### Set problem
Write out the full set of records exactly. Any pictures in them do not belong in the copy.

### The records
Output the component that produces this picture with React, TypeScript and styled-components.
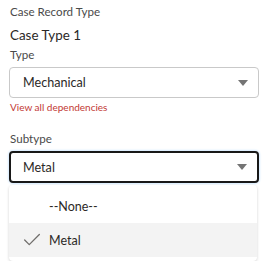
import styled, { createGlobalStyle } from "styled-components";
import { Check } from "lucide-react";

const GlobalStyle = createGlobalStyle`
  body {
    margin: 0;
    background: #ffffff;
    font-family: Lato, "Liberation Sans", Arial, sans-serif;
    color: #2b2826;
  }
`;

const Page = styled.div`
  width: 263px;
  padding: 4px 4px 0 9px;
  box-sizing: border-box;
  display: flex;
  flex-direction: column;
`;

const Label = styled.div`
  font-size: 11.6px;
  line-height: 16px;
  color: #4a4a4a;
  padding-left: 1px;
`;

const Value = styled.div`
  font-size: 13.4px;
  line-height: 20px;
  color: #2b2826;
  padding-left: 1px;
  margin: 5px 0 2px;
`;

const Combobox = styled.div<{ $focused?: boolean }>`
  height: ${(p) => (p.$focused ? "32px" : "31px")};
  margin-top: 4px;
  box-sizing: border-box;
  display: flex;
  align-items: center;
  justify-content: space-between;
  padding: 0 10px 0 ${(p) => (p.$focused ? "12px" : "13px")};
  border: ${(p) => (p.$focused ? "2px solid #181818" : "1px solid #c9c9c9")};
  border-radius: 4px;
  box-shadow: ${(p) => (p.$focused ? "0 0 2px 1px #d6ebff" : "none")};
  font-size: 12.6px;
  color: #2b2826;
`;

const Caret = styled.span`
  width: 0;
  height: 0;
  border-left: 5px solid transparent;
  border-right: 5px solid transparent;
  border-top: 6px solid #747474;
`;

const DependencyLink = styled.a`
  font-size: 10px;
  line-height: 14px;
  color: #c23934;
  text-decoration: none;
  margin: 2px 0 0 1px;
`;

const SubtypeLabel = styled(Label)`
  margin-top: 17px;
`;

const Listbox = styled.ul`
  list-style: none;
  margin: 2px 2px 0 0;
  padding: 4px 0;
  background: #ffffff;
  border-radius: 4px;
  box-shadow: 0 1px 3px rgba(0, 0, 0, 0.18);
`;

const Option = styled.li<{ $selected?: boolean }>`
  height: 34px;
  display: flex;
  align-items: center;
  padding-left: 12px;
  font-size: 12.5px;
  color: #2b2826;
  background: ${(p) => (p.$selected ? "#f3f3f3" : "transparent")};
`;

const CheckSlot = styled.span`
  width: 28px;
  display: flex;
  align-items: center;
  color: #706e6b;
`;

export default function App() {
  return (
    <>
      <GlobalStyle />
      <Page>
        <Label>Case Record Type</Label>
        <Value>Case Type 1</Value>
        <Label>Type</Label>
        <Combobox>
          Mechanical
          <Caret />
        </Combobox>
        <DependencyLink href="#">View all dependencies</DependencyLink>
        <SubtypeLabel>Subtype</SubtypeLabel>
        <Combobox $focused>
          Metal
          <Caret />
        </Combobox>
        <Listbox>
          <Option>
            <CheckSlot />
            --None--
          </Option>
          <Option $selected>
            <CheckSlot>
              <Check size={22} strokeWidth={1.4} />
            </CheckSlot>
            Metal
          </Option>
        </Listbox>
      </Page>
    </>
  );
}
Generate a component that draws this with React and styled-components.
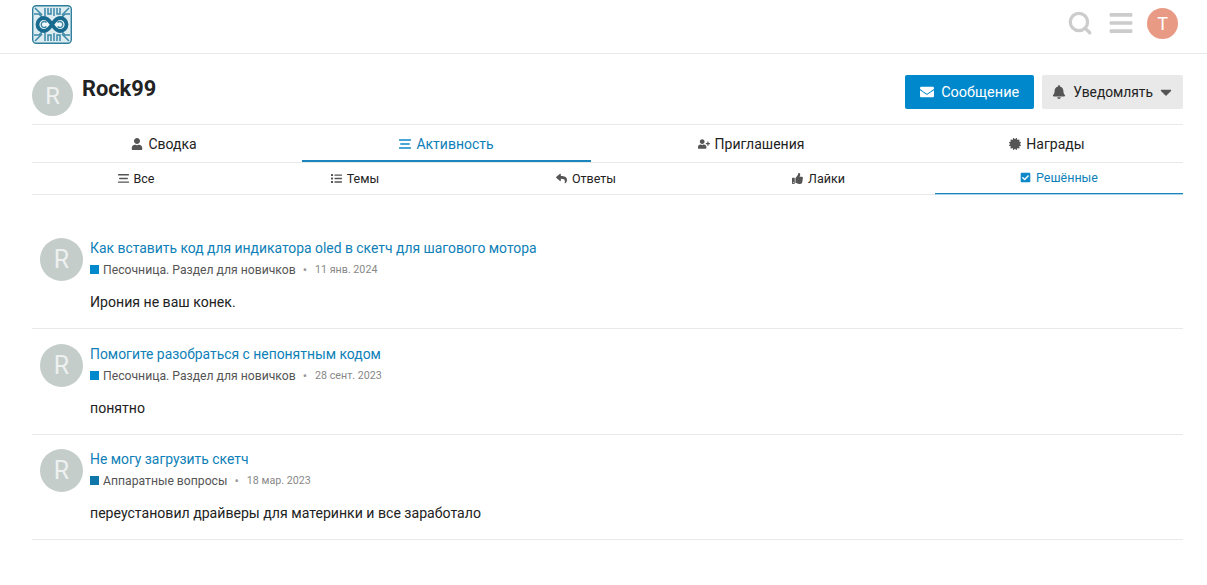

### Written answer
Output the component that produces this picture with React, TypeScript and styled-components.
import styled, { createGlobalStyle } from "styled-components";
import { Check } from "lucide-react";

const GlobalStyle = createGlobalStyle`
  body {
    margin: 0;
    background: #ffffff;
    font-family: Lato, "Liberation Sans", Arial, sans-serif;
    color: #2b2826;
  }
`;

const Page = styled.div`
  width: 263px;
  padding: 4px 4px 0 9px;
  box-sizing: border-box;
  display: flex;
  flex-direction: column;
`;

const Label = styled.div`
  font-size: 11.6px;
  line-height: 16px;
  color: #4a4a4a;
  padding-left: 1px;
`;

const Value = styled.div`
  font-size: 13.4px;
  line-height: 20px;
  color: #2b2826;
  padding-left: 1px;
  margin: 5px 0 2px;
`;

const Combobox = styled.div<{ $focused?: boolean }>`
  height: ${(p) => (p.$focused ? "32px" : "31px")};
  margin-top: 4px;
  box-sizing: border-box;
  display: flex;
  align-items: center;
  justify-content: space-between;
  padding: 0 10px 0 ${(p) => (p.$focused ? "12px" : "13px")};
  border: ${(p) => (p.$focused ? "2px solid #181818" : "1px solid #c9c9c9")};
  border-radius: 4px;
  box-shadow: ${(p) => (p.$focused ? "0 0 2px 1px #d6ebff" : "none")};
  font-size: 12.6px;
  color: #2b2826;
`;

const Caret = styled.span`
  width: 0;
  height: 0;
  border-left: 5px solid transparent;
  border-right: 5px solid transparent;
  border-top: 6px solid #747474;
`;

const DependencyLink = styled.a`
  font-size: 10px;
  line-height: 14px;
  color: #c23934;
  text-decoration: none;
  margin: 2px 0 0 1px;
`;

const SubtypeLabel = styled(Label)`
  margin-top: 17px;
`;

const Listbox = styled.ul`
  list-style: none;
  margin: 2px 2px 0 0;
  padding: 4px 0;
  background: #ffffff;
  border-radius: 4px;
  box-shadow: 0 1px 3px rgba(0, 0, 0, 0.18);
`;

const Option = styled.li<{ $selected?: boolean }>`
  height: 34px;
  display: flex;
  align-items: center;
  padding-left: 12px;
  font-size: 12.5px;
  color: #2b2826;
  background: ${(p) => (p.$selected ? "#f3f3f3" : "transparent")};
`;

const CheckSlot = styled.span`
  width: 28px;
  display: flex;
  align-items: center;
  color: #706e6b;
`;

export default function App() {
  return (
    <>
      <GlobalStyle />
      <Page>
        <Label>Case Record Type</Label>
        <Value>Case Type 1</Value>
        <Label>Type</Label>
        <Combobox>
          Mechanical
          <Caret />
        </Combobox>
        <DependencyLink href="#">View all dependencies</DependencyLink>
        <SubtypeLabel>Subtype</SubtypeLabel>
        <Combobox $focused>
          Metal
          <Caret />
        </Combobox>
        <Listbox>
          <Option>
            <CheckSlot />
            --None--
          </Option>
          <Option $selected>
            <CheckSlot>
              <Check size={22} strokeWidth={1.4} />
            </CheckSlot>
            Metal
          </Option>
        </Listbox>
      </Page>
    </>
  );
}
Generate a component that draws this with React and styled-components.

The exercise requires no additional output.